Si filava la lana, si vagliava il grano … ciò che gli uomini portavano dalla campagna veniva trasformato dalle donne: il loro tocco ‘comunitario’ dava altro valore al grano, alla lana e nel valore c’era la conoscenza, la saggezza femminile accumulata in centinaia di anni.
Per questo motivo le scene nella gjitonia sembravano ferme, istanti gravidi di secoli, fotogrammi dove le immagini erano impastate di tempo, eternità. Il mondo era lì, il passato era lì: l’ordine immutabile, non c’erano alternative a quell’equilibrio, a quel cerchio, tutto ritornava da madre in figlia. Le anziane che morivano cedevano solamente il loro posto ad un’altra, non c’era spazio per la morte e la paura: era “naturale” morire e invecchiare. Nulla si poteva e si doveva fare per arrestare quel ciclo.
C’era serenità nella povertà, cultura nell’analfabetismo, orgoglio nella miseria.
Io posso considerarmi una testimone fortunata che ha avuto il privilegio di vedere brandelli di quel mondo ora scomparso per sempre, quelle scene che non ritorneranno mai più, perché è scomparsa quella umanità.
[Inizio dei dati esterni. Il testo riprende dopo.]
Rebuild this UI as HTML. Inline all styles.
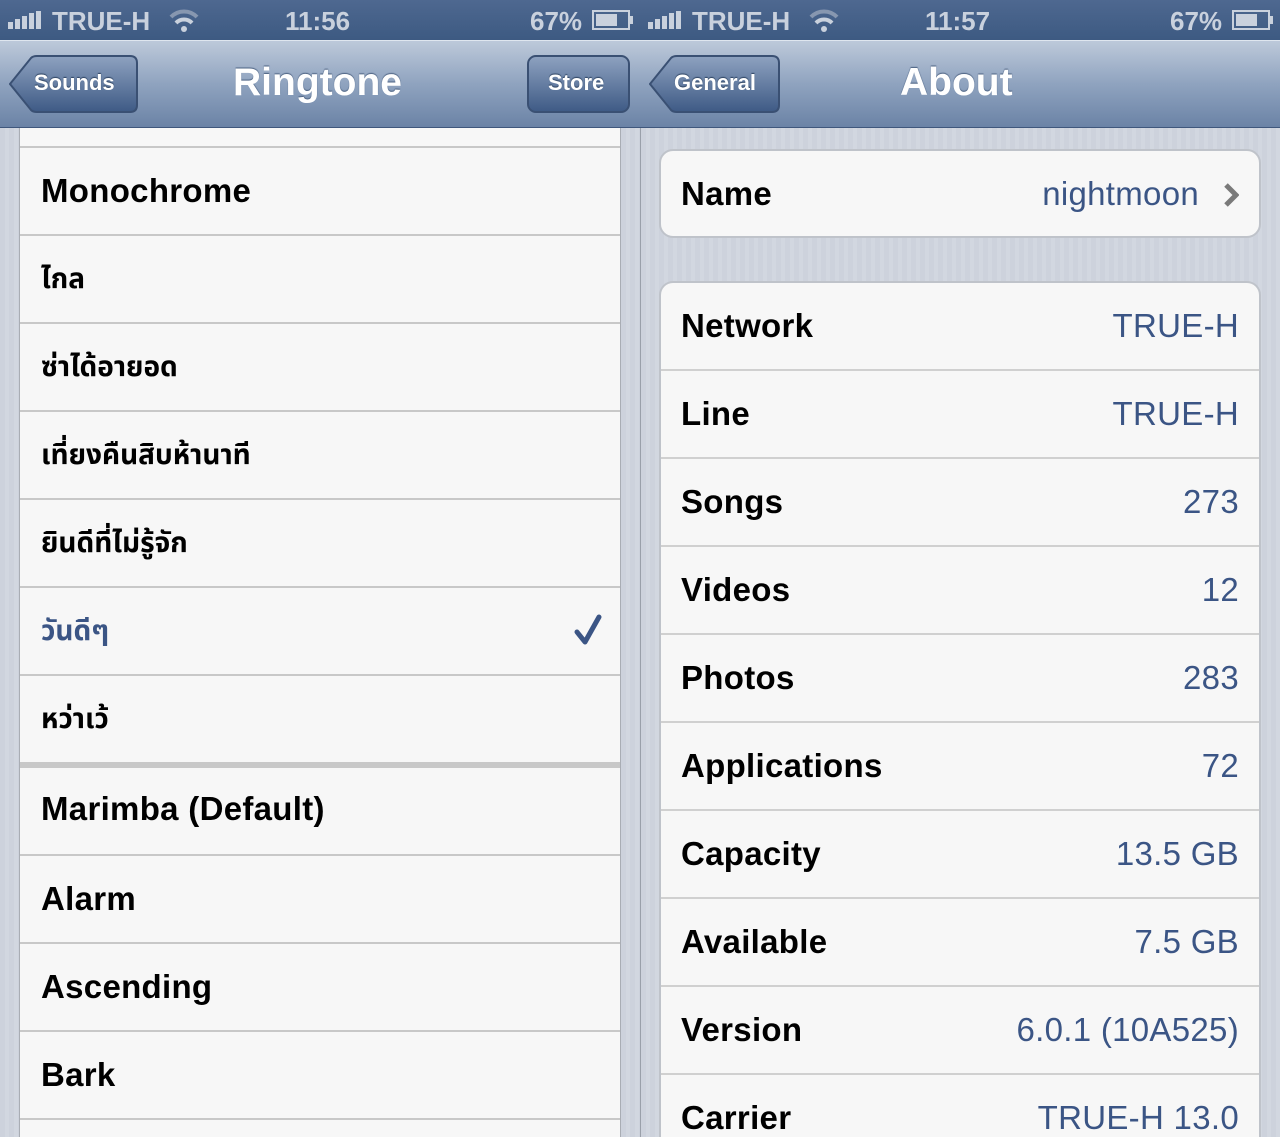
<!DOCTYPE html>
<html style="width:1280px;height:1137px;overflow:hidden"><head><meta charset="utf-8">
<style>
*{margin:0;padding:0;box-sizing:border-box}
body{width:1280px;height:1137px;overflow:hidden;position:relative;font-family:"Liberation Sans",sans-serif;background:#cbd0da}
.abs{position:absolute}
.status{top:0;height:40px;background:linear-gradient(#4e6890,#3d5a82);color:#c9d1dd;font-weight:bold;font-size:26px}
.nav{top:40px;height:88px;background:linear-gradient(#bdc9da,#8fa3bf 50%,#6b83a6);border-top:1px solid #dfe6ef;border-bottom:1px solid #3f577c}
.title{color:#fff;font-weight:bold;font-size:39px;text-shadow:0 -1px 1px #4a6080;top:20px}
.btn{color:#fff;font-weight:bold;font-size:22px;text-shadow:0 -1px 1px #2c4260}
.stripe{background:repeating-linear-gradient(90deg,#cdd2dc 0,#cdd2dc 5px,#d2d7e0 5px,#d2d7e0 9px)}
.list{left:19px;width:602px;background:#f7f7f7;border-left:1px solid #a9adb4;border-right:1px solid #a9adb4}
.row{position:absolute;left:0;width:100%;height:88px;border-top:2px solid #c8c8c8;font-size:33px;font-weight:bold;padding-left:21px;line-height:86px;color:#000;letter-spacing:0.3px}
.thai{font-family:"Liberation Sans","Noto Sans Thai","Loma","Garuda",sans-serif;font-size:28px;letter-spacing:0}
.group{left:659px;width:602px;background:#f7f7f7;border:2px solid #bfc3ca;border-radius:14px}
.r2{position:absolute;left:0;width:100%;height:88px;border-top:2px solid #d0d0d0;padding:0 20px;line-height:86px;font-size:33px;font-weight:bold;letter-spacing:0.3px}
.r2 span{position:absolute;right:20px;font-weight:normal;color:#3b5585}
</style></head><body>
<!-- LEFT -->
<div class="abs stripe" style="left:0;top:128px;width:640px;height:1009px"></div>
<div class="abs status" style="left:0;width:640px">
 <svg class="abs" style="left:8px;top:11px" width="40" height="18"><rect x="0" y="11" width="5" height="7" fill="#c9d1dd"/><rect x="7" y="8" width="5" height="10" fill="#c9d1dd"/><rect x="14" y="5" width="5" height="13" fill="#c9d1dd"/><rect x="21" y="2" width="5" height="16" fill="#c9d1dd"/><rect x="28" y="0" width="5" height="18" fill="#c9d1dd"/></svg>
 <div class="abs" style="left:52px;top:6px">TRUE-H</div>
 <svg class="abs" style="left:168px;top:8px" width="32" height="24"><path d="M3 9 A18 18 0 0 1 29 9" stroke="#8797b0" stroke-width="4" fill="none"/><path d="M8 15 A11 11 0 0 1 24 15" stroke="#c9d1dd" stroke-width="4" fill="none"/><circle cx="16" cy="21" r="3" fill="#c9d1dd"/></svg>
 <div class="abs" style="left:285px;top:6px">11:56</div>
 <div class="abs" style="left:530px;top:6px">67%</div>
 <svg class="abs" style="left:592px;top:10px" width="44" height="20"><rect x="1" y="1" width="36" height="18" fill="none" stroke="#c9d1dd" stroke-width="2"/><rect x="4" y="4" width="21" height="12" fill="#c9d1dd"/><rect x="38" y="6" width="3" height="8" fill="#c9d1dd"/></svg>
</div>
<div class="abs nav" style="left:0;width:640px">
 <svg class="abs" style="left:9px;top:14px" width="130" height="60"><defs><linearGradient id="bg1" x1="0" y1="0" x2="0" y2="1"><stop offset="0" stop-color="#8ea2c0"/><stop offset="1" stop-color="#3e5a85"/></linearGradient></defs><path d="M1 29 L22 3 Q24 1 28 1 H121 Q128 1 128 8 V50 Q128 57 121 57 H28 Q24 57 22 55 Z" fill="url(#bg1)" stroke="#3a5073" stroke-width="2"/></svg>
 <div class="abs btn" style="left:34px;top:29px">Sounds</div>
 <div class="abs title" style="left:233px">Ringtone</div>
 <svg class="abs" style="left:527px;top:14px" width="104" height="60"><defs><linearGradient id="bg2" x1="0" y1="0" x2="0" y2="1"><stop offset="0" stop-color="#8ea2c0"/><stop offset="1" stop-color="#3e5a85"/></linearGradient></defs><rect x="1" y="1" width="101" height="56" rx="8" fill="url(#bg2)" stroke="#3a5073" stroke-width="2"/></svg>
 <div class="abs btn" style="left:548px;top:29px">Store</div>
</div>
<div class="abs list" style="top:128px;height:1009px">
 <div class="row" style="top:18px">Monochrome</div>
 <div class="row thai" style="top:106px">ไกล</div>
 <div class="row thai" style="top:194px">ซ่าได้อายอด</div>
 <div class="row thai" style="top:282px">เที่ยงคืนสิบห้านาที</div>
 <div class="row thai" style="top:370px">ยินดีที่ไม่รู้จัก</div>
 <div class="row thai" style="top:458px;color:#3b5585">วันดีๆ<svg class="abs" style="right:18px;top:26px" width="28" height="32"><path d="M3 18 L11 28 L25 3" stroke="#3b5585" stroke-width="5" fill="none" stroke-linecap="round" stroke-linejoin="round"/></svg></div>
 <div class="row thai" style="top:546px">หว่าเว้</div>
 <div class="row" style="top:634px;border-top:6px solid #c8c8c8;line-height:82px;height:88px">Marimba (Default)</div>
 <div class="row" style="top:726px">Alarm</div>
 <div class="row" style="top:814px">Ascending</div>
 <div class="row" style="top:902px">Bark</div>
 <div class="row" style="top:990px;height:19px"></div>
</div>
<!-- RIGHT -->
<div class="abs stripe" style="left:640px;top:128px;width:640px;height:1009px;border-left:1px solid #9aa0aa"></div>
<div class="abs status" style="left:640px;width:640px">
 <svg class="abs" style="left:8px;top:11px" width="40" height="18"><rect x="0" y="11" width="5" height="7" fill="#c9d1dd"/><rect x="7" y="8" width="5" height="10" fill="#c9d1dd"/><rect x="14" y="5" width="5" height="13" fill="#c9d1dd"/><rect x="21" y="2" width="5" height="16" fill="#c9d1dd"/><rect x="28" y="0" width="5" height="18" fill="#c9d1dd"/></svg>
 <div class="abs" style="left:52px;top:6px">TRUE-H</div>
 <svg class="abs" style="left:168px;top:8px" width="32" height="24"><path d="M3 9 A18 18 0 0 1 29 9" stroke="#8797b0" stroke-width="4" fill="none"/><path d="M8 15 A11 11 0 0 1 24 15" stroke="#c9d1dd" stroke-width="4" fill="none"/><circle cx="16" cy="21" r="3" fill="#c9d1dd"/></svg>
 <div class="abs" style="left:285px;top:6px">11:57</div>
 <div class="abs" style="left:530px;top:6px">67%</div>
 <svg class="abs" style="left:592px;top:10px" width="44" height="20"><rect x="1" y="1" width="36" height="18" fill="none" stroke="#c9d1dd" stroke-width="2"/><rect x="4" y="4" width="21" height="12" fill="#c9d1dd"/><rect x="38" y="6" width="3" height="8" fill="#c9d1dd"/></svg>
</div>
<div class="abs nav" style="left:640px;width:640px">
 <svg class="abs" style="left:9px;top:14px" width="134" height="60"><defs><linearGradient id="bg3" x1="0" y1="0" x2="0" y2="1"><stop offset="0" stop-color="#8ea2c0"/><stop offset="1" stop-color="#3e5a85"/></linearGradient></defs><path d="M1 29 L22 3 Q24 1 28 1 H123 Q130 1 130 8 V50 Q130 57 123 57 H28 Q24 57 22 55 Z" fill="url(#bg3)" stroke="#3a5073" stroke-width="2"/></svg>
 <div class="abs btn" style="left:34px;top:29px">General</div>
 <div class="abs title" style="left:260px">About</div>
</div>
<div class="abs group" style="top:149px;height:89px">
 <div class="r2" style="top:0;border-top:none;line-height:86px">Name<span style="right:60px">nightmoon</span>
 <svg class="abs" style="right:20px;top:32px" width="16" height="24"><path d="M3 2 L13 12 L3 22" stroke="#7a7a7a" stroke-width="5" fill="none"/></svg></div>
</div>
<div class="abs group" style="top:281px;height:856px;border-bottom:none;border-radius:14px 14px 0 0">
 <div class="r2" style="top:0;border-top:none">Network<span>TRUE-H</span></div>
 <div class="r2" style="top:86px">Line<span>TRUE-H</span></div>
 <div class="r2" style="top:174px">Songs<span>273</span></div>
 <div class="r2" style="top:262px">Videos<span>12</span></div>
 <div class="r2" style="top:350px">Photos<span>283</span></div>
 <div class="r2" style="top:438px">Applications<span>72</span></div>
 <div class="r2" style="top:526px">Capacity<span>13.5 GB</span></div>
 <div class="r2" style="top:614px">Available<span>7.5 GB</span></div>
 <div class="r2" style="top:702px">Version<span>6.0.1 (10A525)</span></div>
 <div class="r2" style="top:790px;height:64px">Carrier<span>TRUE-H 13.0</span></div>
</div>
</body></html>
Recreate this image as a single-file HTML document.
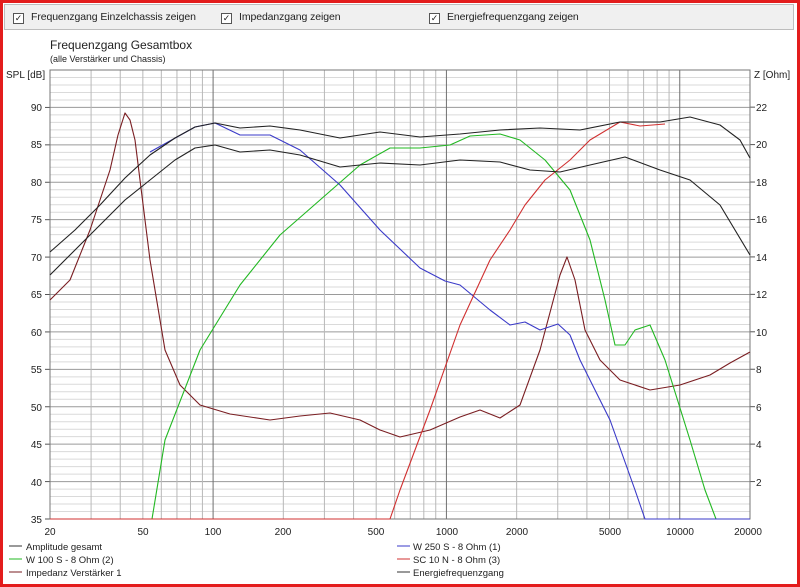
<!DOCTYPE html>
<html><head><meta charset="utf-8"><style>
html,body{margin:0;padding:0}
body{width:800px;height:587px;overflow:hidden;background:#fff;font-family:"Liberation Sans",sans-serif}
#frame{position:absolute;left:0;top:0;width:794px;height:581px;border:3px solid #e31c1c;background:#fff}
#bar{position:absolute;left:4px;top:4px;width:790px;height:26px;background:#f0f0f0;border:1px solid #bdbdbd;box-sizing:border-box}
.cb{position:absolute;top:6px;font-size:10.5px;color:#222;line-height:12px;letter-spacing:-0.1px}
.cb span.b{display:inline-block;width:9px;height:9px;border:1px solid #555;background:#fff;vertical-align:-1px;margin-right:7px;font-size:9px;line-height:9px;text-align:center}
svg{position:absolute;left:0;top:0}
</style></head><body>
<div id="frame"></div>
<div id="bar">
<div class="cb" style="left:8px"><span class="b">✓</span>Frequenzgang Einzelchassis zeigen</div>
<div class="cb" style="left:216px"><span class="b">✓</span>Impedanzgang zeigen</div>
<div class="cb" style="left:424px"><span class="b">✓</span>Energiefrequenzgang zeigen</div>
</div>
<svg width="800" height="587" xmlns="http://www.w3.org/2000/svg" font-family="Liberation Sans, sans-serif">
<g id="grid"></g>
<rect x="50" y="70" width="700" height="449" fill="none" stroke="#777" stroke-width="1"/>
<text x="50" y="49" font-size="12" fill="#222">Frequenzgang Gesamtbox</text>
<text x="50" y="62" font-size="9" fill="#222">(alle Verstärker und Chassis)</text>
<text x="6" y="78" font-size="10" fill="#222">SPL [dB]</text>
<text x="754" y="78" font-size="10" fill="#222">Z [Ohm]</text>
<g font-size="10" fill="#222" text-anchor="end">
<text x="42" y="111">90</text><text x="42" y="148">85</text><text x="42" y="186">80</text><text x="42" y="223">75</text><text x="42" y="261">70</text><text x="42" y="298">65</text><text x="42" y="336">60</text><text x="42" y="373">55</text><text x="42" y="411">50</text><text x="42" y="448">45</text><text x="42" y="486">40</text><text x="42" y="523">35</text>
</g>
<g font-size="10" fill="#222">
<text x="756" y="111">22</text><text x="756" y="148">20</text><text x="756" y="186">18</text><text x="756" y="223">16</text><text x="756" y="261">14</text><text x="756" y="298">12</text><text x="756" y="336">10</text><text x="756" y="373">8</text><text x="756" y="411">6</text><text x="756" y="448">4</text><text x="756" y="486">2</text>
</g>
<g font-size="10" fill="#222" text-anchor="middle">
<text x="50" y="535">20</text><text x="143" y="535">50</text><text x="213" y="535">100</text><text x="283" y="535">200</text><text x="376" y="535">500</text><text x="447" y="535">1000</text><text x="517" y="535">2000</text><text x="610" y="535">5000</text><text x="680" y="535">10000</text><text x="748" y="535">20000</text>
</g>
<g fill="none" stroke-width="1.1" stroke-linejoin="round">
<polyline stroke="#7a1e22" points="50,300 70,280 90,230 110,170 118,135 125,113 130,120 135,140 150,260 165,350 180,385 200,405 230,414 270,420 300,416 330,413 360,420 380,430 400,437 430,430 460,417 480,410 500,418 520,405 540,350 560,275 567,257 575,280 585,330 600,360 620,380 650,390 680,385 710,375 730,363 750,352"/>
<polyline stroke="#22b822" points="50,519 152,519 165,440 200,350 240,285 280,235 320,200 360,165 390,148 420,148 450,145 470,136 500,134 520,140 545,160 570,190 590,240 605,300 615,345 625,345 635,330 650,325 665,360 690,440 705,490 716,519 750,519"/>
<polyline stroke="#3a3ac8" points="150,152 195,127 215,123 240,135 270,135 300,150 340,185 380,230 420,268 445,281 460,285 490,310 510,325 525,322 540,330 558,324 570,335 580,360 610,420 635,490 645,519 750,519"/>
<polyline stroke="#d03030" points="50,519 390,519 400,490 430,410 460,325 490,260 510,230 525,205 545,180 570,160 590,140 620,122 640,126 665,124"/>
<polyline stroke="#222" points="50,275 75,250 100,225 125,200 150,180 175,160 195,148 215,145 240,152 270,150 300,155 340,167 380,163 420,165 460,160 500,162 530,170 560,172 590,165 625,157 660,170 690,180 720,205 750,255"/>
<polyline stroke="#222" points="50,252 75,230 100,205 125,178 150,155 175,138 195,127 215,123 240,128 270,126 300,130 340,138 380,132 420,137 460,134 500,130 540,128 580,130 620,122 660,122 690,117 720,125 740,140 750,158"/>
</g>
<g font-size="9.5" fill="#222">
<line x1="9" y1="546" x2="22" y2="546" stroke="#333"/><text x="26" y="550">Amplitude gesamt</text>
<line x1="9" y1="559" x2="22" y2="559" stroke="#22b822"/><text x="26" y="563">W 100 S - 8 Ohm (2)</text>
<line x1="9" y1="572" x2="22" y2="572" stroke="#7a1e22"/><text x="26" y="576">Impedanz Verstärker 1</text>
<line x1="397" y1="546" x2="410" y2="546" stroke="#3a3ac8"/><text x="413" y="550">W 250 S - 8 Ohm  (1)</text>
<line x1="397" y1="559" x2="410" y2="559" stroke="#d03030"/><text x="413" y="563">SC 10 N - 8 Ohm (3)</text>
<line x1="397" y1="572" x2="410" y2="572" stroke="#333"/><text x="413" y="576">Energiefrequenzgang</text>
</g>
</svg>
<script>
var g=document.getElementById('grid'),s='';
for(var d=35;d<=95;d++){var y=519-(d-35)*7.483;var c=(d%5==0)?'#9a9a9a':'#dadada';s+='<line x1="50" x2="750" y1="'+y+'" y2="'+y+'" stroke="'+c+'"/>';if(d%5==0&&d<95)s+='<line x1="45" x2="50" y1="'+y+'" y2="'+y+'" stroke="#555"/>';}
for(var z=2;z<=22;z+=2){var y=519-z*18.72;s+='<line x1="750" x2="755" y1="'+y+'" y2="'+y+'" stroke="#555"/>';}
var dec=[10,100,1000,10000];
for(var i=0;i<4;i++)for(var m=1;m<10;m++){var f=dec[i]*m;if(f<20||f>20000)continue;var x=50+233.33*Math.log10(f/20);var c=(m==1)?'#707070':'#b8b8b8';s+='<line y1="70" y2="519" x1="'+x+'" x2="'+x+'" stroke="'+c+'"/>';}
g.innerHTML=s;
</script>
</body></html>
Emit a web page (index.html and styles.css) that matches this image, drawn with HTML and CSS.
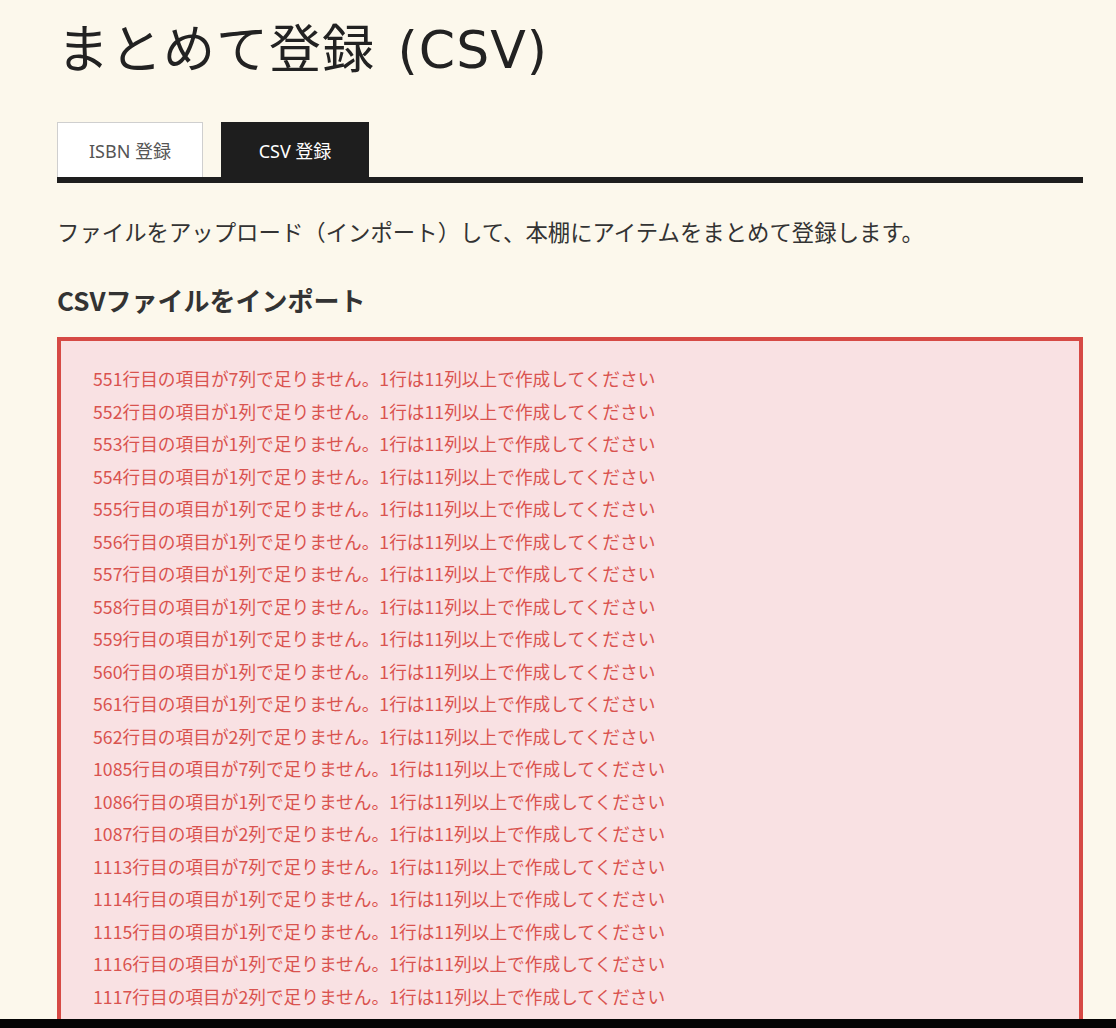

L’incontro con mio nonno e i suoi amici, i vicini di casa del Pllaso mi hanno fatto respirare l’oriente.
Ora ritornando con mio padre durante le feste e le processioni a San Basile, vedo che le gjitonie sono vuote, le porte sono chiuse e così le finestre e i balconi. Anche se rallento il passo e la voglia di sedermi in quel cerchio magico ha il sopravvento su di me, devo accontentarmi di pochi e sbiaditi ricordi.
In un batter di ciglia, così devo considerare la mia vita, è sparita una civiltà, un modo di vivere.
Vivere era una manifestazione della comunità, non una prerogativa dei singoli: nascere, battezzarsi, sposarsi, morire non erano fatti privati ma collettivi. Si sentiva il calore della comunità sul collo e il sacro era a portata di mano, le donne nel cerchio dialogavano davanti al grano che poi diventava il pane non solo eucaristico.
E questo senso di sacro io l’avverto ancora, il passo cerca di afferrare il ricordo attraverso la lentezza. Il silenzio, l’aria tiepida del Mediterraneo, la primavera, le case vuote che sembrano chiese, piccole ed umili, più umane nella loro semplicità ora mi amplificano il ricordo, popolano di umanità quel percorso.
Ma cosa è rimasto di quel mondo… squilla il telefonino, ecco un nuovo messaggio per me, è Roberta: Dv 6? Ke fai? Ftt sentire…è tt il giorno ke t cerco tvb.
Di quel mondo resta la voglia di stare insieme, di parlare, … senza fretta, di ascoltare. Porsi in ascolto e fare comunità è lì che albergano la divinità e il sacro: basta volerlo.